** Goal of the exercise **
Without the pictures, set down every line of the data exactly.

START Recorded information

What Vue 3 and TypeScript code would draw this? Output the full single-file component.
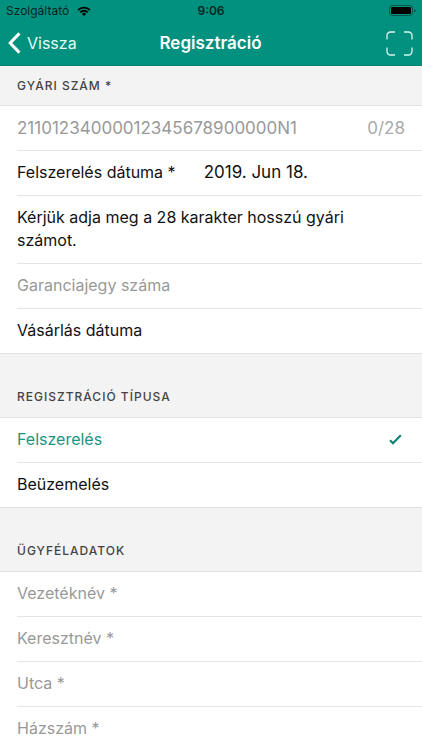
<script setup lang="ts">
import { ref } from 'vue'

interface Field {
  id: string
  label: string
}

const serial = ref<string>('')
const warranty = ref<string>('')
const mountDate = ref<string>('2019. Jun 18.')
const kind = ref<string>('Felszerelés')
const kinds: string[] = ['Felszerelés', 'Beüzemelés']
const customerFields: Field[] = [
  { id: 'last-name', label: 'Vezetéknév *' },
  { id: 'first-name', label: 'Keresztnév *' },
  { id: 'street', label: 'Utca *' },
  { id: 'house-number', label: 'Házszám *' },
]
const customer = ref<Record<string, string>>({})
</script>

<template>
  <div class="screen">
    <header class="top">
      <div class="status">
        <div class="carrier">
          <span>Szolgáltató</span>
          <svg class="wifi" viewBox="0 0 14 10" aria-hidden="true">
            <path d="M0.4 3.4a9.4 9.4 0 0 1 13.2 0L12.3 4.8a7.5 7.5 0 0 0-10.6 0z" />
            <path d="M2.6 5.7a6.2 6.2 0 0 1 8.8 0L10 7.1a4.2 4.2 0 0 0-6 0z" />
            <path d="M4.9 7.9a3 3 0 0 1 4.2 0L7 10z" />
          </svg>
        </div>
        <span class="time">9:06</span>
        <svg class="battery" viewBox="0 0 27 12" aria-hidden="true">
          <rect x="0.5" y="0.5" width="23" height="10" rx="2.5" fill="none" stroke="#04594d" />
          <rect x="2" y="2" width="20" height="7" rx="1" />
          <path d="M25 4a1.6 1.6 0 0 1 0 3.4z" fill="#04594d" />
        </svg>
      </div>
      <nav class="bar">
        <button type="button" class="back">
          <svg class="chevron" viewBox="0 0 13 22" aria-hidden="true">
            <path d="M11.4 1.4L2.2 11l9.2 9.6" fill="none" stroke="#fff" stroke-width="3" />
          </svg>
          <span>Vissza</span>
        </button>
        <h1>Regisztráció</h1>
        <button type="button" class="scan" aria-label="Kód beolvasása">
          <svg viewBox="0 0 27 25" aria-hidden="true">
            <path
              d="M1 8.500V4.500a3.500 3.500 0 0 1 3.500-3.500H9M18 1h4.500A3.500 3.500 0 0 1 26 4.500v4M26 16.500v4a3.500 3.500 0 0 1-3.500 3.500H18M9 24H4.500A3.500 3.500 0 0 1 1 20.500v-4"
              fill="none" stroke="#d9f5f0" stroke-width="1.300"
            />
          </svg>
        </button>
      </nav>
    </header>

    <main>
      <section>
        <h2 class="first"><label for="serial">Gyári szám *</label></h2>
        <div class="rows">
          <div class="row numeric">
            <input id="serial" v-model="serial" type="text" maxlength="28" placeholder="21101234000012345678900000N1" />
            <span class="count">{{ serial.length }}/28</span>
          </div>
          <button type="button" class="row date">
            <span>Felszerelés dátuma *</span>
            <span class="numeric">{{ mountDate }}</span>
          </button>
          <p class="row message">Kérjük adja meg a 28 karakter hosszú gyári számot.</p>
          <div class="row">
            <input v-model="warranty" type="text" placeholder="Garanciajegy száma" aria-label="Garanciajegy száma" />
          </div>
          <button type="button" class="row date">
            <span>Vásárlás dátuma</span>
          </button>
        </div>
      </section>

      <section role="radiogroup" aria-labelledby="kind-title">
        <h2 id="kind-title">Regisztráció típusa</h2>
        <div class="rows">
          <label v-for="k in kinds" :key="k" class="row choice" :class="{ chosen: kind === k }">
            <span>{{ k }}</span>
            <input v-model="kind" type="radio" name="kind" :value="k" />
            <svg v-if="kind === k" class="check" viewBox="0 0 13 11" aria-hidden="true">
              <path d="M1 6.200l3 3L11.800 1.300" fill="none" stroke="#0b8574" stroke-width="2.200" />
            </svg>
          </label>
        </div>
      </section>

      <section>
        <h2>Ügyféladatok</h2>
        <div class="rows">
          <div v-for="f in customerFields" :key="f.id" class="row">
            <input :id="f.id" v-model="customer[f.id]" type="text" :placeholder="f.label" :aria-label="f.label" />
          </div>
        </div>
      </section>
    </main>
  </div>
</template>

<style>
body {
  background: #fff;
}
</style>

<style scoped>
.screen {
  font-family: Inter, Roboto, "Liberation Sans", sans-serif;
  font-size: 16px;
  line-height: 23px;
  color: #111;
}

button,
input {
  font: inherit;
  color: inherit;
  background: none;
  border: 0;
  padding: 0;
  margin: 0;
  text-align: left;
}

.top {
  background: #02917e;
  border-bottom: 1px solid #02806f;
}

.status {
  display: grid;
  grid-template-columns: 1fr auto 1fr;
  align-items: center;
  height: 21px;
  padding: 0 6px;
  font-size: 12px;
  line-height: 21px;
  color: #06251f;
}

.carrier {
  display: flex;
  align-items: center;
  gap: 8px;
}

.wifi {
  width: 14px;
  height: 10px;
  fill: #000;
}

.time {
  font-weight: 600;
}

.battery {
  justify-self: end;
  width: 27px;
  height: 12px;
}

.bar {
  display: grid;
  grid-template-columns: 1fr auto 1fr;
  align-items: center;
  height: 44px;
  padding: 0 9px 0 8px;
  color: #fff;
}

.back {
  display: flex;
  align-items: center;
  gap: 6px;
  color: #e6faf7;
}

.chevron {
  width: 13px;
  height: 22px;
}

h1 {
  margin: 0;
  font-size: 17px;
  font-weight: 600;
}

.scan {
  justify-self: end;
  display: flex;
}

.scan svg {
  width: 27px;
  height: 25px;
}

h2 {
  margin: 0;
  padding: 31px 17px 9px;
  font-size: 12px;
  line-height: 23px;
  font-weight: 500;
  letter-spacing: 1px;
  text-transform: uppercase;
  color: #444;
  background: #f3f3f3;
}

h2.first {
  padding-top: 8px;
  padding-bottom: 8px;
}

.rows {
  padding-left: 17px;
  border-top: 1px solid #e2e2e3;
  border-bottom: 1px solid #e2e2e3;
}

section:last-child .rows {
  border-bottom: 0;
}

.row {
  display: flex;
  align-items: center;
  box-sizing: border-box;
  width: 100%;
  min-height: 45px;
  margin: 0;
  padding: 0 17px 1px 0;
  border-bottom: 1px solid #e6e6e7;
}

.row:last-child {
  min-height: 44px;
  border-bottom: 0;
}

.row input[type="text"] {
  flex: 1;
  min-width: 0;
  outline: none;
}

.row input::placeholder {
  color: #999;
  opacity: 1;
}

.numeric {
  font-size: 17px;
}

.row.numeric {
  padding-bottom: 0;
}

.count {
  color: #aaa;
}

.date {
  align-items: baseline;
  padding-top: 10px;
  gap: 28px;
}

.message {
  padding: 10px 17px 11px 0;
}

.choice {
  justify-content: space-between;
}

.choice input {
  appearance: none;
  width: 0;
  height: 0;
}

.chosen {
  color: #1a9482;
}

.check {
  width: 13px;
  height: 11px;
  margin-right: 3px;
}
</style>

END Recorded information

** Output for this task **
What Vue 3 and TypeScript code would draw this? Output the full single-file component.
<script setup lang="ts">
import { ref } from 'vue'

interface Field {
  id: string
  label: string
}

const serial = ref<string>('')
const warranty = ref<string>('')
const mountDate = ref<string>('2019. Jun 18.')
const kind = ref<string>('Felszerelés')
const kinds: string[] = ['Felszerelés', 'Beüzemelés']
const customerFields: Field[] = [
  { id: 'last-name', label: 'Vezetéknév *' },
  { id: 'first-name', label: 'Keresztnév *' },
  { id: 'street', label: 'Utca *' },
  { id: 'house-number', label: 'Házszám *' },
]
const customer = ref<Record<string, string>>({})
</script>

<template>
  <div class="screen">
    <header class="top">
      <div class="status">
        <div class="carrier">
          <span>Szolgáltató</span>
          <svg class="wifi" viewBox="0 0 14 10" aria-hidden="true">
            <path d="M0.4 3.4a9.4 9.4 0 0 1 13.2 0L12.3 4.8a7.5 7.5 0 0 0-10.6 0z" />
            <path d="M2.6 5.7a6.2 6.2 0 0 1 8.8 0L10 7.1a4.2 4.2 0 0 0-6 0z" />
            <path d="M4.9 7.9a3 3 0 0 1 4.2 0L7 10z" />
          </svg>
        </div>
        <span class="time">9:06</span>
        <svg class="battery" viewBox="0 0 27 12" aria-hidden="true">
          <rect x="0.5" y="0.5" width="23" height="10" rx="2.5" fill="none" stroke="#04594d" />
          <rect x="2" y="2" width="20" height="7" rx="1" />
          <path d="M25 4a1.6 1.6 0 0 1 0 3.4z" fill="#04594d" />
        </svg>
      </div>
      <nav class="bar">
        <button type="button" class="back">
          <svg class="chevron" viewBox="0 0 13 22" aria-hidden="true">
            <path d="M11.4 1.4L2.2 11l9.2 9.6" fill="none" stroke="#fff" stroke-width="3" />
          </svg>
          <span>Vissza</span>
        </button>
        <h1>Regisztráció</h1>
        <button type="button" class="scan" aria-label="Kód beolvasása">
          <svg viewBox="0 0 27 25" aria-hidden="true">
            <path
              d="M1 8.500V4.500a3.500 3.500 0 0 1 3.500-3.500H9M18 1h4.500A3.500 3.500 0 0 1 26 4.500v4M26 16.500v4a3.500 3.500 0 0 1-3.500 3.500H18M9 24H4.500A3.500 3.500 0 0 1 1 20.500v-4"
              fill="none" stroke="#d9f5f0" stroke-width="1.300"
            />
          </svg>
        </button>
      </nav>
    </header>

    <main>
      <section>
        <h2 class="first"><label for="serial">Gyári szám *</label></h2>
        <div class="rows">
          <div class="row numeric">
            <input id="serial" v-model="serial" type="text" maxlength="28" placeholder="21101234000012345678900000N1" />
            <span class="count">{{ serial.length }}/28</span>
          </div>
          <button type="button" class="row date">
            <span>Felszerelés dátuma *</span>
            <span class="numeric">{{ mountDate }}</span>
          </button>
          <p class="row message">Kérjük adja meg a 28 karakter hosszú gyári számot.</p>
          <div class="row">
            <input v-model="warranty" type="text" placeholder="Garanciajegy száma" aria-label="Garanciajegy száma" />
          </div>
          <button type="button" class="row date">
            <span>Vásárlás dátuma</span>
          </button>
        </div>
      </section>

      <section role="radiogroup" aria-labelledby="kind-title">
        <h2 id="kind-title">Regisztráció típusa</h2>
        <div class="rows">
          <label v-for="k in kinds" :key="k" class="row choice" :class="{ chosen: kind === k }">
            <span>{{ k }}</span>
            <input v-model="kind" type="radio" name="kind" :value="k" />
            <svg v-if="kind === k" class="check" viewBox="0 0 13 11" aria-hidden="true">
              <path d="M1 6.200l3 3L11.800 1.300" fill="none" stroke="#0b8574" stroke-width="2.200" />
            </svg>
          </label>
        </div>
      </section>

      <section>
        <h2>Ügyféladatok</h2>
        <div class="rows">
          <div v-for="f in customerFields" :key="f.id" class="row">
            <input :id="f.id" v-model="customer[f.id]" type="text" :placeholder="f.label" :aria-label="f.label" />
          </div>
        </div>
      </section>
    </main>
  </div>
</template>

<style>
body {
  background: #fff;
}
</style>

<style scoped>
.screen {
  font-family: Inter, Roboto, "Liberation Sans", sans-serif;
  font-size: 16px;
  line-height: 23px;
  color: #111;
}

button,
input {
  font: inherit;
  color: inherit;
  background: none;
  border: 0;
  padding: 0;
  margin: 0;
  text-align: left;
}

.top {
  background: #02917e;
  border-bottom: 1px solid #02806f;
}

.status {
  display: grid;
  grid-template-columns: 1fr auto 1fr;
  align-items: center;
  height: 21px;
  padding: 0 6px;
  font-size: 12px;
  line-height: 21px;
  color: #06251f;
}

.carrier {
  display: flex;
  align-items: center;
  gap: 8px;
}

.wifi {
  width: 14px;
  height: 10px;
  fill: #000;
}

.time {
  font-weight: 600;
}

.battery {
  justify-self: end;
  width: 27px;
  height: 12px;
}

.bar {
  display: grid;
  grid-template-columns: 1fr auto 1fr;
  align-items: center;
  height: 44px;
  padding: 0 9px 0 8px;
  color: #fff;
}

.back {
  display: flex;
  align-items: center;
  gap: 6px;
  color: #e6faf7;
}

.chevron {
  width: 13px;
  height: 22px;
}

h1 {
  margin: 0;
  font-size: 17px;
  font-weight: 600;
}

.scan {
  justify-self: end;
  display: flex;
}

.scan svg {
  width: 27px;
  height: 25px;
}

h2 {
  margin: 0;
  padding: 31px 17px 9px;
  font-size: 12px;
  line-height: 23px;
  font-weight: 500;
  letter-spacing: 1px;
  text-transform: uppercase;
  color: #444;
  background: #f3f3f3;
}

h2.first {
  padding-top: 8px;
  padding-bottom: 8px;
}

.rows {
  padding-left: 17px;
  border-top: 1px solid #e2e2e3;
  border-bottom: 1px solid #e2e2e3;
}

section:last-child .rows {
  border-bottom: 0;
}

.row {
  display: flex;
  align-items: center;
  box-sizing: border-box;
  width: 100%;
  min-height: 45px;
  margin: 0;
  padding: 0 17px 1px 0;
  border-bottom: 1px solid #e6e6e7;
}

.row:last-child {
  min-height: 44px;
  border-bottom: 0;
}

.row input[type="text"] {
  flex: 1;
  min-width: 0;
  outline: none;
}

.row input::placeholder {
  color: #999;
  opacity: 1;
}

.numeric {
  font-size: 17px;
}

.row.numeric {
  padding-bottom: 0;
}

.count {
  color: #aaa;
}

.date {
  align-items: baseline;
  padding-top: 10px;
  gap: 28px;
}

.message {
  padding: 10px 17px 11px 0;
}

.choice {
  justify-content: space-between;
}

.choice input {
  appearance: none;
  width: 0;
  height: 0;
}

.chosen {
  color: #1a9482;
}

.check {
  width: 13px;
  height: 11px;
  margin-right: 3px;
}
</style>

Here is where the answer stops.